[Objective]
Transcribe everything in the data word for word. Pictures are left out.

[Information provided]
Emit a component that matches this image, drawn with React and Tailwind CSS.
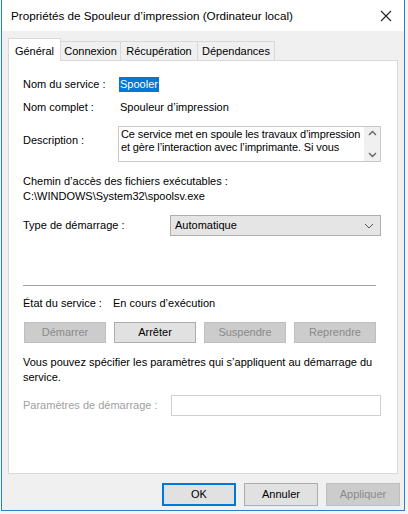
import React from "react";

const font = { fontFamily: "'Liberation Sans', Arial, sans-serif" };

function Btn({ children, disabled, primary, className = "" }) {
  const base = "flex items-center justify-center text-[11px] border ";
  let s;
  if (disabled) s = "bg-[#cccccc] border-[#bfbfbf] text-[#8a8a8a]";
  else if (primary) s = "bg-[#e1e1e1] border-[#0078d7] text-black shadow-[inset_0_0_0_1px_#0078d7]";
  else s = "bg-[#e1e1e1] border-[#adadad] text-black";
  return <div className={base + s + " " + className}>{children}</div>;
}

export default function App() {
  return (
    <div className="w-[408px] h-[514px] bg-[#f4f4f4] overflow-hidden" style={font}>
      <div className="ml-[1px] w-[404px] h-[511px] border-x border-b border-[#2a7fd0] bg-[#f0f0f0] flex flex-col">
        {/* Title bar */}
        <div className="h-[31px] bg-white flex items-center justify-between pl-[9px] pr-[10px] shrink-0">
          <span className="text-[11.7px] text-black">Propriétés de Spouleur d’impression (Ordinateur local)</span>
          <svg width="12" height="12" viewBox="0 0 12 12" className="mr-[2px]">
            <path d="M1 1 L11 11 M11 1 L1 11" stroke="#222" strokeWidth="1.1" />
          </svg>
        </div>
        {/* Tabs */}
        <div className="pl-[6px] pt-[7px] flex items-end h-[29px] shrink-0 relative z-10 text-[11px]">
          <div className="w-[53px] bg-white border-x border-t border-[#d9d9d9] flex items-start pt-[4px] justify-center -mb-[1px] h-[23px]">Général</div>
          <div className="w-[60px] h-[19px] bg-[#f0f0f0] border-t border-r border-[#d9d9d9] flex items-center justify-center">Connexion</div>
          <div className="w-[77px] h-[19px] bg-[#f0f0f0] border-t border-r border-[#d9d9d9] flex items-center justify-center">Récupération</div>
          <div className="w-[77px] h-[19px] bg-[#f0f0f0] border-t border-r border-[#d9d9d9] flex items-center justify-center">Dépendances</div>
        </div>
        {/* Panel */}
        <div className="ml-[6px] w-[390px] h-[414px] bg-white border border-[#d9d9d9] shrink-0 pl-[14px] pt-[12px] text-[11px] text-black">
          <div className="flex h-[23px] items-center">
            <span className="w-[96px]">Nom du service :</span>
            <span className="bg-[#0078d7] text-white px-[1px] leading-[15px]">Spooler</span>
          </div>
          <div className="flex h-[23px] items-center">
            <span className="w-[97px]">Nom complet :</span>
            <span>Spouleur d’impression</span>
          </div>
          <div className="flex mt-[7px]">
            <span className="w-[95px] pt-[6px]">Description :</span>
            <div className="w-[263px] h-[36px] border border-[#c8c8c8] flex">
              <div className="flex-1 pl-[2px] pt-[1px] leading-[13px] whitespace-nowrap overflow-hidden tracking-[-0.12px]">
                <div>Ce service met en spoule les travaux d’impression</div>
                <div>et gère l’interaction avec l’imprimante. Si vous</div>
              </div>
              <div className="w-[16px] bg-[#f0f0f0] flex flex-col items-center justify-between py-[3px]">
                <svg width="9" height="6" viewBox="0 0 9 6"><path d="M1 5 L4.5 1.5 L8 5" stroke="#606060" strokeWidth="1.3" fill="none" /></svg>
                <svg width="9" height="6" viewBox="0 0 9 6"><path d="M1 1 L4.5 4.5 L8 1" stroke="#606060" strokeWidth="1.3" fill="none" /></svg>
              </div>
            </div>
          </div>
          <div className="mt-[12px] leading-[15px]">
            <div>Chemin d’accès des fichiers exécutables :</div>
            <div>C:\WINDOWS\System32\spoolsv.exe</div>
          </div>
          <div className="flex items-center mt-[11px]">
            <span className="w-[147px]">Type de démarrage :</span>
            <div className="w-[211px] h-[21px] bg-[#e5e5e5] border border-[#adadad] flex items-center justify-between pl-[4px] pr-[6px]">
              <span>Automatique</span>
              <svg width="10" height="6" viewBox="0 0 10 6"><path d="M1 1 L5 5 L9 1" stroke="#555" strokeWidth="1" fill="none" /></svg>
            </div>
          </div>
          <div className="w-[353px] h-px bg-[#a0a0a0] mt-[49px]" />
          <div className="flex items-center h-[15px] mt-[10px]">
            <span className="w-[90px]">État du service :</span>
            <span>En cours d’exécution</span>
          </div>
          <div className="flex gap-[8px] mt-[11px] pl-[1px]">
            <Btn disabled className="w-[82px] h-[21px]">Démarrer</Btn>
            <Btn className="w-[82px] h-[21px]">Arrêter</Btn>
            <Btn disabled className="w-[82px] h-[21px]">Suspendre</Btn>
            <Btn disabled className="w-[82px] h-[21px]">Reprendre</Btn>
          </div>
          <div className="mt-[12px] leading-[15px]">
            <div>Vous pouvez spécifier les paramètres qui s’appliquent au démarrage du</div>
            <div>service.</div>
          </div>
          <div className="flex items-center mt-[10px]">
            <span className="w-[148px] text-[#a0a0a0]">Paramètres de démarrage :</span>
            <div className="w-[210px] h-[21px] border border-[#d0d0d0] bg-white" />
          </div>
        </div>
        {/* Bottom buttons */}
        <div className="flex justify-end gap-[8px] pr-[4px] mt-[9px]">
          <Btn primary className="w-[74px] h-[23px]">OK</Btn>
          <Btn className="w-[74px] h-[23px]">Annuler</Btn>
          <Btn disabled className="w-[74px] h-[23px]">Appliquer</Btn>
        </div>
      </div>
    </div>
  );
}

[Task output]
Emit a component that matches this image, drawn with React and Tailwind CSS.
import React from "react";

const font = { fontFamily: "'Liberation Sans', Arial, sans-serif" };

function Btn({ children, disabled, primary, className = "" }) {
  const base = "flex items-center justify-center text-[11px] border ";
  let s;
  if (disabled) s = "bg-[#cccccc] border-[#bfbfbf] text-[#8a8a8a]";
  else if (primary) s = "bg-[#e1e1e1] border-[#0078d7] text-black shadow-[inset_0_0_0_1px_#0078d7]";
  else s = "bg-[#e1e1e1] border-[#adadad] text-black";
  return <div className={base + s + " " + className}>{children}</div>;
}

export default function App() {
  return (
    <div className="w-[408px] h-[514px] bg-[#f4f4f4] overflow-hidden" style={font}>
      <div className="ml-[1px] w-[404px] h-[511px] border-x border-b border-[#2a7fd0] bg-[#f0f0f0] flex flex-col">
        {/* Title bar */}
        <div className="h-[31px] bg-white flex items-center justify-between pl-[9px] pr-[10px] shrink-0">
          <span className="text-[11.7px] text-black">Propriétés de Spouleur d’impression (Ordinateur local)</span>
          <svg width="12" height="12" viewBox="0 0 12 12" className="mr-[2px]">
            <path d="M1 1 L11 11 M11 1 L1 11" stroke="#222" strokeWidth="1.1" />
          </svg>
        </div>
        {/* Tabs */}
        <div className="pl-[6px] pt-[7px] flex items-end h-[29px] shrink-0 relative z-10 text-[11px]">
          <div className="w-[53px] bg-white border-x border-t border-[#d9d9d9] flex items-start pt-[4px] justify-center -mb-[1px] h-[23px]">Général</div>
          <div className="w-[60px] h-[19px] bg-[#f0f0f0] border-t border-r border-[#d9d9d9] flex items-center justify-center">Connexion</div>
          <div className="w-[77px] h-[19px] bg-[#f0f0f0] border-t border-r border-[#d9d9d9] flex items-center justify-center">Récupération</div>
          <div className="w-[77px] h-[19px] bg-[#f0f0f0] border-t border-r border-[#d9d9d9] flex items-center justify-center">Dépendances</div>
        </div>
        {/* Panel */}
        <div className="ml-[6px] w-[390px] h-[414px] bg-white border border-[#d9d9d9] shrink-0 pl-[14px] pt-[12px] text-[11px] text-black">
          <div className="flex h-[23px] items-center">
            <span className="w-[96px]">Nom du service :</span>
            <span className="bg-[#0078d7] text-white px-[1px] leading-[15px]">Spooler</span>
          </div>
          <div className="flex h-[23px] items-center">
            <span className="w-[97px]">Nom complet :</span>
            <span>Spouleur d’impression</span>
          </div>
          <div className="flex mt-[7px]">
            <span className="w-[95px] pt-[6px]">Description :</span>
            <div className="w-[263px] h-[36px] border border-[#c8c8c8] flex">
              <div className="flex-1 pl-[2px] pt-[1px] leading-[13px] whitespace-nowrap overflow-hidden tracking-[-0.12px]">
                <div>Ce service met en spoule les travaux d’impression</div>
                <div>et gère l’interaction avec l’imprimante. Si vous</div>
              </div>
              <div className="w-[16px] bg-[#f0f0f0] flex flex-col items-center justify-between py-[3px]">
                <svg width="9" height="6" viewBox="0 0 9 6"><path d="M1 5 L4.5 1.5 L8 5" stroke="#606060" strokeWidth="1.3" fill="none" /></svg>
                <svg width="9" height="6" viewBox="0 0 9 6"><path d="M1 1 L4.5 4.5 L8 1" stroke="#606060" strokeWidth="1.3" fill="none" /></svg>
              </div>
            </div>
          </div>
          <div className="mt-[12px] leading-[15px]">
            <div>Chemin d’accès des fichiers exécutables :</div>
            <div>C:\WINDOWS\System32\spoolsv.exe</div>
          </div>
          <div className="flex items-center mt-[11px]">
            <span className="w-[147px]">Type de démarrage :</span>
            <div className="w-[211px] h-[21px] bg-[#e5e5e5] border border-[#adadad] flex items-center justify-between pl-[4px] pr-[6px]">
              <span>Automatique</span>
              <svg width="10" height="6" viewBox="0 0 10 6"><path d="M1 1 L5 5 L9 1" stroke="#555" strokeWidth="1" fill="none" /></svg>
            </div>
          </div>
          <div className="w-[353px] h-px bg-[#a0a0a0] mt-[49px]" />
          <div className="flex items-center h-[15px] mt-[10px]">
            <span className="w-[90px]">État du service :</span>
            <span>En cours d’exécution</span>
          </div>
          <div className="flex gap-[8px] mt-[11px] pl-[1px]">
            <Btn disabled className="w-[82px] h-[21px]">Démarrer</Btn>
            <Btn className="w-[82px] h-[21px]">Arrêter</Btn>
            <Btn disabled className="w-[82px] h-[21px]">Suspendre</Btn>
            <Btn disabled className="w-[82px] h-[21px]">Reprendre</Btn>
          </div>
          <div className="mt-[12px] leading-[15px]">
            <div>Vous pouvez spécifier les paramètres qui s’appliquent au démarrage du</div>
            <div>service.</div>
          </div>
          <div className="flex items-center mt-[10px]">
            <span className="w-[148px] text-[#a0a0a0]">Paramètres de démarrage :</span>
            <div className="w-[210px] h-[21px] border border-[#d0d0d0] bg-white" />
          </div>
        </div>
        {/* Bottom buttons */}
        <div className="flex justify-end gap-[8px] pr-[4px] mt-[9px]">
          <Btn primary className="w-[74px] h-[23px]">OK</Btn>
          <Btn className="w-[74px] h-[23px]">Annuler</Btn>
          <Btn disabled className="w-[74px] h-[23px]">Appliquer</Btn>
        </div>
      </div>
    </div>
  );
}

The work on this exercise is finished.